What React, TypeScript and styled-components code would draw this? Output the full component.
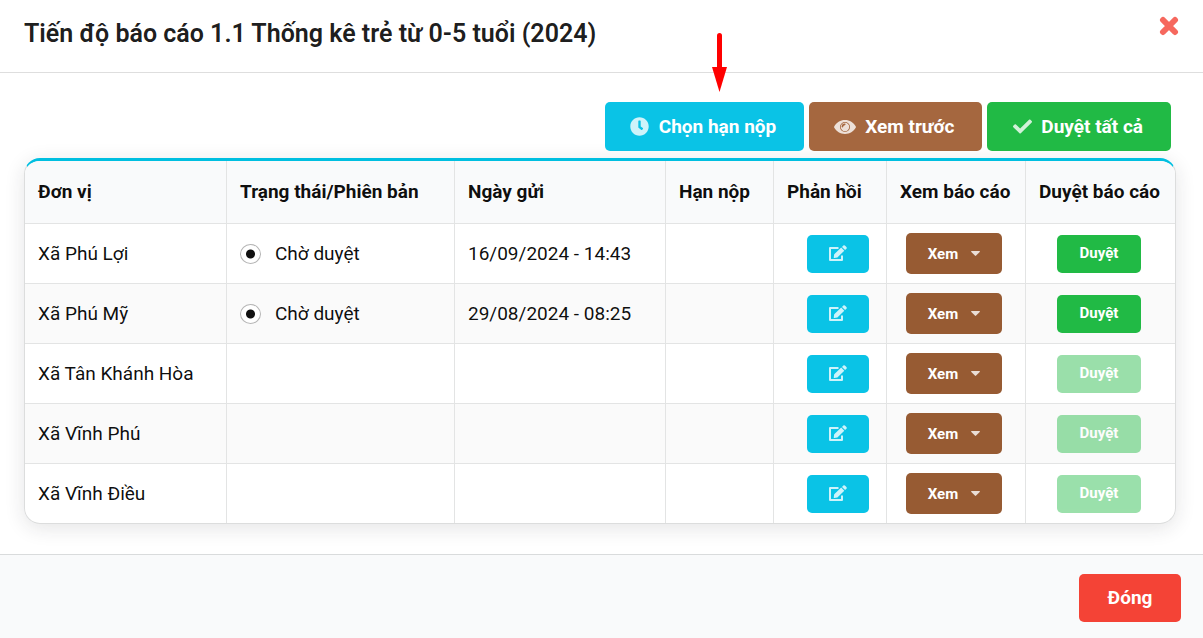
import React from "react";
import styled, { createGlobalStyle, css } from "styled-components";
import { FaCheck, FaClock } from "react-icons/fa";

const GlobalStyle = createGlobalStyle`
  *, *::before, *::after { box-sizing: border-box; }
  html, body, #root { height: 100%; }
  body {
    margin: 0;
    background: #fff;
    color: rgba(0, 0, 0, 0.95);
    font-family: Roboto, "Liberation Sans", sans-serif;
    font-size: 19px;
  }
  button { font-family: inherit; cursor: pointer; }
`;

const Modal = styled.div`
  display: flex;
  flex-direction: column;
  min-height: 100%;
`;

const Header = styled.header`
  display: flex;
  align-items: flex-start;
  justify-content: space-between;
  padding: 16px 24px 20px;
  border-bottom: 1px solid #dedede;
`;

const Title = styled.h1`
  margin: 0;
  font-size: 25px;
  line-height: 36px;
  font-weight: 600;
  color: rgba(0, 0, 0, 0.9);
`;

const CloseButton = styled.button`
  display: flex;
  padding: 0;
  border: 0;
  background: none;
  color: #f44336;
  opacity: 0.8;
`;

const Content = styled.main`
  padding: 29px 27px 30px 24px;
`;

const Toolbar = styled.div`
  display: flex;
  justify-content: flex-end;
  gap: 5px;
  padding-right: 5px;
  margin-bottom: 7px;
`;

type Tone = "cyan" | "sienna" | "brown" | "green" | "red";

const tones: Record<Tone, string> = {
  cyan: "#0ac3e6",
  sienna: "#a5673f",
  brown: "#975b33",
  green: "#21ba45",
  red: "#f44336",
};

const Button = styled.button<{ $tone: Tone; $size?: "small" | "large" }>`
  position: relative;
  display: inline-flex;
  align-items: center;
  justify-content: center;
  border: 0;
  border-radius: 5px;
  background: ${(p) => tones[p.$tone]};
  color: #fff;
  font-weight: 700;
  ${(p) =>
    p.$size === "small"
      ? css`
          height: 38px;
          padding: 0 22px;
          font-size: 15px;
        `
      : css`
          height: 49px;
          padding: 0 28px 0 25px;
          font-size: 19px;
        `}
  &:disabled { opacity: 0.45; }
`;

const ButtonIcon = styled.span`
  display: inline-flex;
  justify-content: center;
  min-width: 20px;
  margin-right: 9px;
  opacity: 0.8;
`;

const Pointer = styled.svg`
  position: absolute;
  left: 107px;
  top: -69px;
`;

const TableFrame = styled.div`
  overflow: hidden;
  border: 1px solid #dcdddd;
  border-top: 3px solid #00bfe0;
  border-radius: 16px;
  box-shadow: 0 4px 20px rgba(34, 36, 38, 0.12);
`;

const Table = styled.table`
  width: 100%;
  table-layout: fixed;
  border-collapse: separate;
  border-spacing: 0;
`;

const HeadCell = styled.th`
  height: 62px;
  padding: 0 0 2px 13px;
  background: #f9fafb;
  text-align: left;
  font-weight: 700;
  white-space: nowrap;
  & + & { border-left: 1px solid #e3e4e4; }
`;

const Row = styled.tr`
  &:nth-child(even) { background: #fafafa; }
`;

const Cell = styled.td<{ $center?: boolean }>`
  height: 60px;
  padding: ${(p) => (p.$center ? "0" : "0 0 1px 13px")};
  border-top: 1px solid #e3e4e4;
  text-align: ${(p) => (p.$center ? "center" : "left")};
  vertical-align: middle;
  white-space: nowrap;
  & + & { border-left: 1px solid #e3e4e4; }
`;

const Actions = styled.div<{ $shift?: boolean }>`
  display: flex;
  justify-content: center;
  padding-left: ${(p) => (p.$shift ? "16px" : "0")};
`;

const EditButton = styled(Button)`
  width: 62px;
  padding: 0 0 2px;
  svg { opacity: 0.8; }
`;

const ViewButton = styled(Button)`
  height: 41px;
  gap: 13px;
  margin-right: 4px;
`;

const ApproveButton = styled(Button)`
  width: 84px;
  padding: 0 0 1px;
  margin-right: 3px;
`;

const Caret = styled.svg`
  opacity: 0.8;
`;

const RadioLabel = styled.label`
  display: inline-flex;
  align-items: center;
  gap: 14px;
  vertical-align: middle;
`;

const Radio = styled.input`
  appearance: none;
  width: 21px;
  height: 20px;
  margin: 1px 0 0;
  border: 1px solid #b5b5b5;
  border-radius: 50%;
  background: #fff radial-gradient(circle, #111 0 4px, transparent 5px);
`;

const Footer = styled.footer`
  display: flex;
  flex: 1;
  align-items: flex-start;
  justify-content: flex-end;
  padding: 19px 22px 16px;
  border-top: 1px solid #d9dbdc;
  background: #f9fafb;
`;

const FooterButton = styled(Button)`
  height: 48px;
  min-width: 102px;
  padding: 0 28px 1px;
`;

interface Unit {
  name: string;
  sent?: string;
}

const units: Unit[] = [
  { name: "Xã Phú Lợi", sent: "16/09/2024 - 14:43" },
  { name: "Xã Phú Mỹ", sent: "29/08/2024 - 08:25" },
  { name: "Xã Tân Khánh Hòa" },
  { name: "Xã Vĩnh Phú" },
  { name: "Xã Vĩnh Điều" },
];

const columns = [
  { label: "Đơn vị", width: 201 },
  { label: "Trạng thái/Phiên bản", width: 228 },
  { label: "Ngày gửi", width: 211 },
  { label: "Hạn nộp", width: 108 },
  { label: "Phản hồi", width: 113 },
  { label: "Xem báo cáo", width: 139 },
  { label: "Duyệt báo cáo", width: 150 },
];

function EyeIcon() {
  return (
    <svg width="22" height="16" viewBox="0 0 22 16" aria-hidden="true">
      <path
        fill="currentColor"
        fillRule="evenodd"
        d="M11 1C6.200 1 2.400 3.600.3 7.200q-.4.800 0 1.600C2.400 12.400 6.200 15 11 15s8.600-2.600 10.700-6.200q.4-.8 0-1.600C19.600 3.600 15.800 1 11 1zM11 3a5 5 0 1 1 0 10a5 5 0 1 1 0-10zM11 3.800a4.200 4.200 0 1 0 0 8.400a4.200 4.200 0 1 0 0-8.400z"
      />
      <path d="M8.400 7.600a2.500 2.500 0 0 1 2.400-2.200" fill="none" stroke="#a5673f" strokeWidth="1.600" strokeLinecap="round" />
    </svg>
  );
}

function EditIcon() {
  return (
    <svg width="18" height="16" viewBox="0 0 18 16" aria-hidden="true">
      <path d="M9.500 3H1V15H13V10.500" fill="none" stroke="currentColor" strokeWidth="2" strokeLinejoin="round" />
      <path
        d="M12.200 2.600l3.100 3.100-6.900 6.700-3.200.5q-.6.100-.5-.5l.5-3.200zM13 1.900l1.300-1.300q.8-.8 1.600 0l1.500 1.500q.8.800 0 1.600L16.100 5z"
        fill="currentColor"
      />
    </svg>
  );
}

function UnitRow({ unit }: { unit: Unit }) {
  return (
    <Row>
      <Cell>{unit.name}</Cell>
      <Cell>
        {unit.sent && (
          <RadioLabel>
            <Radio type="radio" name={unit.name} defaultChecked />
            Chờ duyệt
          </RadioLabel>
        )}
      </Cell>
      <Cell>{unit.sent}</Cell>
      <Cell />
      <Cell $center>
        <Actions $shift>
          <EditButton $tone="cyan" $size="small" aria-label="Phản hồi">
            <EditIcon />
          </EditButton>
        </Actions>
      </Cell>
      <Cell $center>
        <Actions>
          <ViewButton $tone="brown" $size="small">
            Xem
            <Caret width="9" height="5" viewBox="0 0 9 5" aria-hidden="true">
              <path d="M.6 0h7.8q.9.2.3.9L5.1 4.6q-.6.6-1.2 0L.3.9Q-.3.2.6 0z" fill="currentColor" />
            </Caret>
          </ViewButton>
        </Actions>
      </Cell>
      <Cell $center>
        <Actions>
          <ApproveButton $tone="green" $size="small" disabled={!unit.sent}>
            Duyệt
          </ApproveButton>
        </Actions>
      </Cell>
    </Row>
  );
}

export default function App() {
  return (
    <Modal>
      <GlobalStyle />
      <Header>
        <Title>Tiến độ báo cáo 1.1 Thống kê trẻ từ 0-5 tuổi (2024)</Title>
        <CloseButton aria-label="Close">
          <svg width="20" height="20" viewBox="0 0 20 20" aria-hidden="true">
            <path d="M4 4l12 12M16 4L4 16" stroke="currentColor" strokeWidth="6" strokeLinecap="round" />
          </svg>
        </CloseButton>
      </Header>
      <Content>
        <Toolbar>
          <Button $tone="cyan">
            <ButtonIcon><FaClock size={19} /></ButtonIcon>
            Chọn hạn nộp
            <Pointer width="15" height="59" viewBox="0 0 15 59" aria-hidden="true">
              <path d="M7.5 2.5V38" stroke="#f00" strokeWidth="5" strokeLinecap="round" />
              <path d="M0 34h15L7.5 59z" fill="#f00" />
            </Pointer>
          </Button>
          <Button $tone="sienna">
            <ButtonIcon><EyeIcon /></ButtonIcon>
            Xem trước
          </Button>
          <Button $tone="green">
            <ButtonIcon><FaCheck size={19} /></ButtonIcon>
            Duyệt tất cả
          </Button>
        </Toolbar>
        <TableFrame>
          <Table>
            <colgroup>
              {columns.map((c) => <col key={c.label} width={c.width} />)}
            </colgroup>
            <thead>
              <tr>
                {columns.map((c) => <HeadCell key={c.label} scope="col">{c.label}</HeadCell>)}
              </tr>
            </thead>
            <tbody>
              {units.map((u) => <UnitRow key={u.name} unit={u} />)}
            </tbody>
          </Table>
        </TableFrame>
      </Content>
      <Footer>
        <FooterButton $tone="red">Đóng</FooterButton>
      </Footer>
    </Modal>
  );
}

◆ ◆ ◆

● To be done: Collect, from the material above, every line containing the word "components".

● Answer for this exercise:
What React, TypeScript and styled-components code would draw this? Output the full component.
import styled, { createGlobalStyle, css } from "styled-components";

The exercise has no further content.